Om in zijn eigen stad onafhankelijk te zijn van de vreemde gezanten, hief I. voor hen het jus asyli op, en kwam daardoor opnieuw in conflict met de Fr. regeering. Tevergeefs liet de koning den pausel. nuntius gevangen zetten en Avignon bezetten. Ondanks het wreede optreden van Lodewijk tegen de protestanten, was I. een beslist tegenstander van diens politiek. Ook het onverstandig optreden van Jacob II van Engeland keurde hij af en het is niet te verwonderen, dat hij den val der katholieke Stuarts niet verhinderde, daar Jacob II geheel van Frankrijk afhankelijk was.

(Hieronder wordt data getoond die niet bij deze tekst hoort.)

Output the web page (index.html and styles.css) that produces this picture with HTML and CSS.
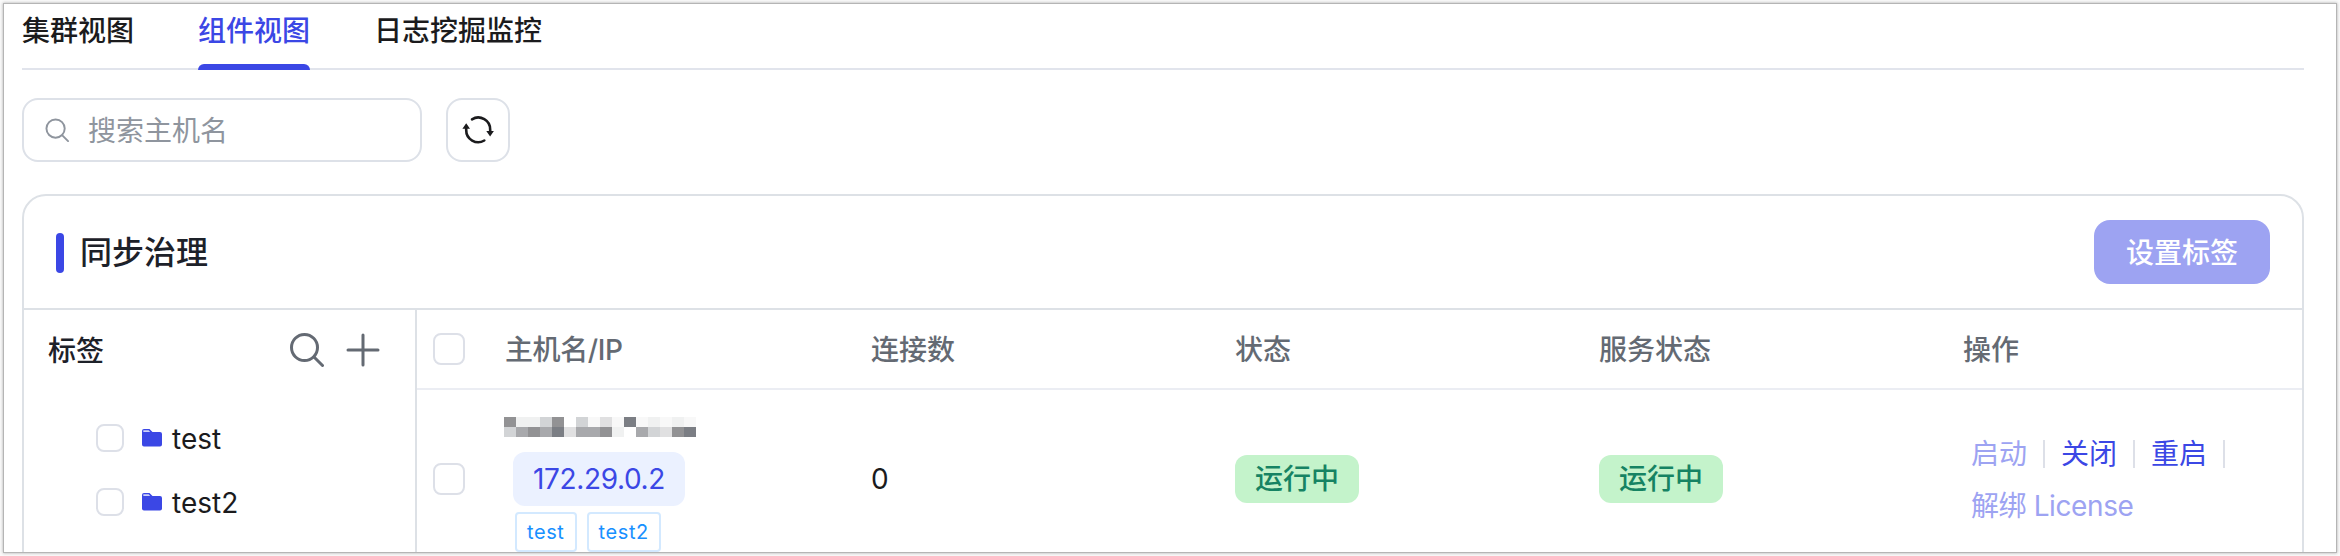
FILE: index.html
```html
<!DOCTYPE html>
<html lang="zh-CN">
<head>
<meta charset="utf-8">
<title>组件视图</title>
<link rel="stylesheet" href="styles.css">
</head>
<body>
<div class="window">
  <nav class="tabs">
    <a class="tab">集群视图</a>
    <a class="tab active">组件视图</a>
    <a class="tab">日志挖掘监控</a>
  </nav>
  <div class="toolbar">
    <div class="search">
      <svg class="search-icon" viewBox="0 0 26 26"><circle cx="11" cy="11" r="9.500"/><path d="M18 18l6 6"/></svg>
      <span>搜索主机名</span>
    </div>
    <button class="refresh">
      <svg viewBox="0 0 32 32"><path class="arc" d="M10 5.300A12 12 0 0 1 28.200 16v2M22.300 26.500A12 12 0 0 1 4.200 16v-2"/><path class="head" d="M24.300 17h7.600L28.100 22.500zM.4 14.800H8L4.200 9.300z"/></svg>
    </button>
  </div>
  <section class="card">
    <header class="card-head">
      <h2>同步治理</h2>
      <button class="primary">设置标签</button>
    </header>
    <div class="card-body">
      <aside class="tree">
        <div class="tree-head">
          <b>标签</b>
          <svg class="tool" viewBox="0 0 34 34"><circle cx="14.500" cy="14.500" r="13"/><path d="M24 24l8.500 8.500"/></svg>
          <svg class="tool" viewBox="0 0 34 34"><path d="M17 2v30M2 17h30"/></svg>
        </div>
        <div class="node"><i class="check small"></i><svg class="folder" viewBox="0 0 20 18"><path d="M0 2Q0 0 2 0h5.500l3 3H18q2 0 2 2v10.500q0 2-2 2H2q-2 0-2-2z"/><path class="flap" d="M1.300 1.300h5.400l1.500 1.700H1.300z"/></svg><span>test</span></div>
        <div class="node"><i class="check small"></i><svg class="folder" viewBox="0 0 20 18"><path d="M0 2Q0 0 2 0h5.500l3 3H18q2 0 2 2v10.500q0 2-2 2H2q-2 0-2-2z"/><path class="flap" d="M1.300 1.300h5.400l1.500 1.700H1.300z"/></svg><span>test2</span></div>
      </aside>
      <div class="table">
        <div class="row head-row">
          <i class="check"></i><span class="tight">主机名/IP</span><span>连接数</span><span>状态</span><span>服务状态</span><span>操作</span>
        </div>
        <div class="row data-row">
          <i class="check"></i>
          <div class="host">
            <svg class="mask" viewBox="0 0 192 20" shape-rendering="crispEdges">
              <g fill="#929294"><path d="M0 0h12v10H0z"/><path d="M48 0h12v10H48z"/><path d="M24 10h12v10H24z"/><path d="M96 10h12v10H96z"/><path d="M168 10h12v10h-12z"/></g>
              <g fill="#7b7e84"><path d="M120 0h12v10h-12z"/><path d="M48 10h12v10H48z"/><path d="M180 10h12v10h-12z"/></g>
              <g fill="#a8a9ac"><path d="M12 10h12v10H12z"/><path d="M36 10h12v10H36z"/><path d="M72 10h24v10H72z"/><path d="M132 10h12v10h-12z"/></g>
              <g fill="#d2d4d6"><path d="M36 0h12v10H36z"/><path d="M72 0h12v10H72z"/><path d="M0 10h12v10H0z"/><path d="M144 10h12v10h-12z"/></g>
              <g fill="#e0e0e1"><path d="M96 0h12v10H96z"/><path d="M60 10h12v10H60z"/><path d="M156 10h12v10h-12z"/></g>
              <g fill="#f0f1f1"><path d="M12 0h24v10H12z"/><path d="M144 0h12v10h-12z"/><path d="M168 0h12v10h-12z"/><path d="M108 10h12v10h-12z"/></g>
              <g fill="#f8f8f8"><path d="M84 0h12v10H84z"/><path d="M108 0h12v10h-12z"/><path d="M132 0h12v10h-12z"/><path d="M156 0h12v10h-12z"/><path d="M180 0h12v10h-12z"/></g>
            </svg>
            <span class="ip">172.29.0.2</span>
            <div class="labels"><span class="label">test</span><span class="label">test2</span></div>
          </div>
          <span>0</span>
          <span><em class="status">运行中</em></span>
          <span><em class="status">运行中</em></span>
          <div class="actions">
            <div class="line"><a class="off">启动</a><a>关闭</a><a>重启</a></div>
            <div class="tight"><a class="off">解绑 License</a></div>
          </div>
        </div>
      </div>
    </div>
  </section>
</div>
</body>
</html>
```
FILE: styles.css
```css
* { box-sizing: border-box; }
body {
  margin: 0;
  height: 556px;
  padding: 4px;
  overflow: hidden;
  background: #fafafa;
  color: #1b1b1d;
  font: 28px/40px Inter, "Noto Sans CJK SC", sans-serif;
}
button { border: 0; padding: 0; font: inherit; }
svg { display: block; flex: none; fill: none; }
.window {
  height: 548px;
  padding: 0 32px 0 18px;
  overflow: hidden;
  background: #fff;
  box-shadow: 0 0 0 1px #b5b5b5, 0 0 3px 1px #aaa;
}
.tabs {
  display: flex;
  gap: 64px;
  height: 66px;
  border-bottom: 2px solid #e1e4ec;
  font-weight: 500;
}
.tab {
  display: flex;
  flex-direction: column;
  justify-content: space-between;
  height: 66px;
  padding-top: 7px;
}
.tab.active { color: #3b47e5; }
.tab.active::after {
  content: "";
  height: 6px;
  border-radius: 6px 6px 0 0;
  background: #3b47e5;
}
.toolbar { display: flex; gap: 24px; padding: 28px 0 32px; }
.search, .refresh {
  display: flex;
  align-items: center;
  height: 64px;
  border: 2px solid #dde1e8;
  border-radius: 16px;
  background: #fff;
}
.search { width: 400px; gap: 18px; padding-left: 21px; color: #8f959e; }
.search span { padding-top: 1px; }
.search-icon { width: 25px; height: 25px; stroke: #8f959e; stroke-width: 2; stroke-linecap: round; }
.refresh { width: 64px; justify-content: center; }
.refresh svg { width: 32px; height: 32px; }
.arc { stroke: #1b1b1d; stroke-width: 2.6; stroke-linecap: round; }
.head { fill: #1b1b1d; }
.card {
  height: 420px;
  border: 2px solid #dde1e6;
  border-radius: 24px 24px 0 0;
}
.card-head {
  display: flex;
  align-items: center;
  justify-content: space-between;
  height: 114px;
  padding: 0 32px;
  border-bottom: 2px solid #dde1e6;
}
h2 {
  display: flex;
  align-items: center;
  gap: 16px;
  margin: 0;
  padding-top: 1px;
  color: #1d2129;
  font-size: 32px;
  font-weight: 500;
}
h2::before { content: ""; width: 8px; height: 40px; border-radius: 4px; background: #3b47e5; }
.primary {
  width: 176px;
  height: 64px;
  padding-top: 1px;
  border-radius: 16px;
  background: #9da3f2;
  color: #fff;
  font-weight: 500;
}
.card-body { display: flex; height: 320px; }
.tree { width: 393px; border-right: 2px solid #dde1e6; }
.tree-head {
  display: flex;
  align-items: center;
  gap: 22px;
  height: 80px;
  margin-bottom: 16px;
  padding: 0 35px 0 24px;
}
.tree-head b { flex: 1; padding-top: 1px; color: #1d2129; font-weight: 500; }
.tool { width: 34px; height: 34px; stroke: #646a73; stroke-width: 3; stroke-linecap: round; }
.node { display: flex; align-items: center; height: 64px; padding-left: 72px; }
.node span { padding-top: 2px; }
.check {
  flex: none;
  width: 32px;
  height: 32px;
  border: 2px solid #dde0e8;
  border-radius: 8px;
  background: #fff;
}
.check.small { width: 28px; height: 28px; }
.folder { width: 20px; height: 18px; margin: 0 10px 0 18px; fill: #3b47e5; }
.flap { fill: #cfd2f8; }
.table { flex: 1; }
.row {
  display: grid;
  grid-template-columns: 72px 366px 364px 364px 364px 1fr;
  align-items: center;
  padding-left: 16px;
}
.head-row { height: 80px; border-bottom: 2px solid #ebedf3; color: #646a73; font-weight: 500; }
.head-row span { padding-top: 1px; }
.tight { letter-spacing: -0.4px; }
.data-row { height: 178px; }
.host { display: flex; flex-direction: column; align-items: flex-start; padding-top: 11px; }
.mask { width: 192px; height: 20px; margin: 0 0 15px -1px; }
.ip {
  height: 54px;
  margin: 0 0 6px 8px;
  padding: 0 20px;
  border-radius: 12px;
  background: #ebf1ff;
  color: #3b47e5;
  letter-spacing: -0.35px;
  line-height: 54px;
}
.labels { display: flex; gap: 10px; margin-left: 10px; }
.label {
  height: 40px;
  padding: 0 10px;
  border: 2px solid #d3e9ff;
  border-radius: 4px;
  color: #1890ff;
  font-size: 20px;
  letter-spacing: 0.6px;
  line-height: 37px;
}
.status {
  display: inline-block;
  height: 48px;
  padding: 0 20px;
  border-radius: 12px;
  background: #c4f3cb;
  color: #168363;
  font-style: normal;
  font-weight: 500;
  line-height: 49px;
}
.actions { padding: 1px 0 0 8px; color: #3b47e5; line-height: 52px; }
.line { display: flex; align-items: center; }
.line a { display: flex; align-items: center; }
.line a::after { content: ""; width: 2px; height: 28px; margin: 0 16px; background: #dde0e8; }
.off { color: #9da3f2; }
```
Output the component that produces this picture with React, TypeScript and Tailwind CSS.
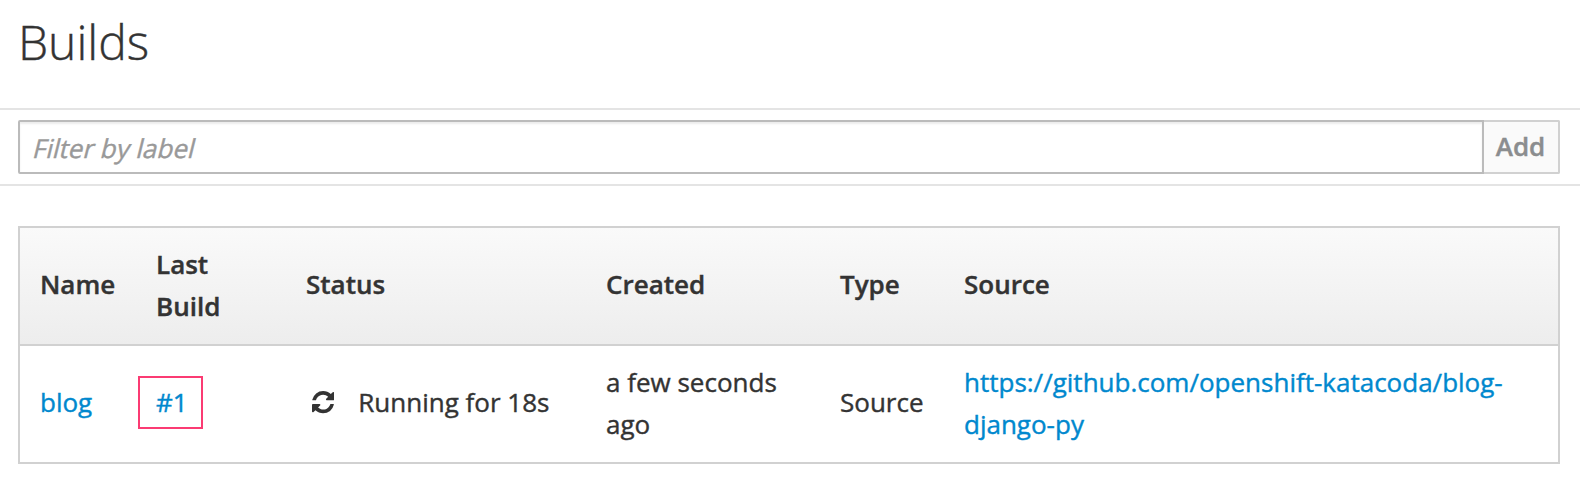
import type { ReactNode } from "react";

const COLUMNS = "grid grid-cols-[116px_150px_300px_234px_124px_1fr] items-center pl-5";

const HEADINGS = [
  { label: "Name", className: "pb-0.5" },
  { label: "Last Build", className: "pr-10" },
  { label: "Status", className: "pb-0.5" },
  { label: "Created", className: "pb-0.5" },
  { label: "Type", className: "pb-0.5" },
  { label: "Source", className: "pb-0.5" },
];

function Link({ children }: { children: ReactNode }) {
  return (
    <a href="#" className="text-[#0088ce]">
      {children}
    </a>
  );
}

function RefreshIcon() {
  return (
    <svg viewBox="0 0 1536 1536" className="size-[22.3px] fill-current" aria-hidden="true">
      <path d="M1511 928q0 5-1 7-64 268-268 434.5T764 1536q-146 0-282.5-55T238 1324l-129 129q-19 19-45 19t-45-19-19-45V960q0-26 19-45t45-19h448q26 0 45 19t19 45-19 45l-137 137q71 66 161 102t187 36q134 0 250-65t186-179q11-17 53-117 8-23 30-23h192q13 0 22.5 9.5t9.5 22.5zm25-800v448q0 26-19 45t-45 19h-448q-26 0-45-19t-19-45 19-45l138-138Q969 256 768 256q-134 0-250 65T332 500q-11 17-53 117-8 23-30 23H50q-13 0-22.5-9.5T18 608v-7q65-268 270-434.5T768 0q146 0 284 55.5T1297 212l130-129q19-19 45-19t45 19 19 45z" />
    </svg>
  );
}

export default function App() {
  return (
    <main className="h-[486px] w-[1580px] overflow-hidden bg-white font-['Open_Sans',sans-serif] text-[26px] leading-[42px] text-[#333] [-webkit-text-stroke:0.4px]">
      <h1 className="h-[108px] pl-[18px] pt-[15px] text-[48px] font-light leading-[53px]">Builds</h1>

      <div className="flex h-[78px] items-center border-y-2 border-[#e4e4e4] pl-[18px] pr-5">
        <div
          role="textbox"
          aria-label="Filter by label"
          tabIndex={0}
          className="flex h-[54px] flex-1 items-center rounded-l-[2px] border-2 border-[#bbb] px-[14px] pt-px shadow-[inset_0_2px_2px_rgba(3,3,3,0.075)] outline-none"
        >
          <span className="inline-block -skew-x-[14deg] text-[#999]">Filter by label</span>
        </div>
        <button className="h-[54px] w-[76px] rounded-r-[2px] border-2 border-l-0 border-[#d1d1d1] bg-[#fafafa] pb-[3px] pr-px text-center font-semibold leading-[42px] text-[#8b8d8f]">
          Add
        </button>
      </div>

      <section className="ml-[18px] mr-5 mt-10 border-2 border-[#d1d1d1]">
        <div className={`${COLUMNS} h-[118px] border-b-2 border-[#d1d1d1] bg-linear-to-b from-[#fafafa] to-[#ededed] pb-[3px] font-semibold`}>
          {HEADINGS.map(({ label, className }) => (
            <div key={label} className={className}>
              {label}
            </div>
          ))}
        </div>
        <div className={`${COLUMNS} h-[116px] pb-[3px]`}>
          <div className="pb-0.5">
            <Link>blog</Link>
          </div>
          <div className="-ml-[18px] flex h-[53px] w-[65px] items-center border-2 border-[#fb3b73] pb-0.5 pl-4">
            <Link>#1</Link>
          </div>
          <div className="flex items-center pl-[5.5px]">
            <RefreshIcon />
            <span className="ml-[24.5px] pb-0.5">Running for 18s</span>
          </div>
          <div className="pr-10">a few seconds ago</div>
          <div className="pb-0.5">Source</div>
          <div className="pr-10">
            <Link>https://github.com/openshift-katacoda/blog-django-py</Link>
          </div>
        </div>
      </section>
    </main>
  );
}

— I. XII, te voren Antonio Pignatelli geheeten, geb. 1615 te Napels, overl. 1700, werd 1691 de opvolger van Alexander VIII op den pauselijken stoel. Onder zijn regeering werd het geschil met Frankrijk ten einde gebracht, doordat de IV propositiones cleri gallicani werden ingetrokken. Hij veroordeelde o. m. Fénélon’s „Explication des maximes des saints sur la vie intérieure”. Voorts trad hij krachtig en met goed gevolg op tegen het toen heerschende nepotisme, simonie en andere misbruiken in de kerk.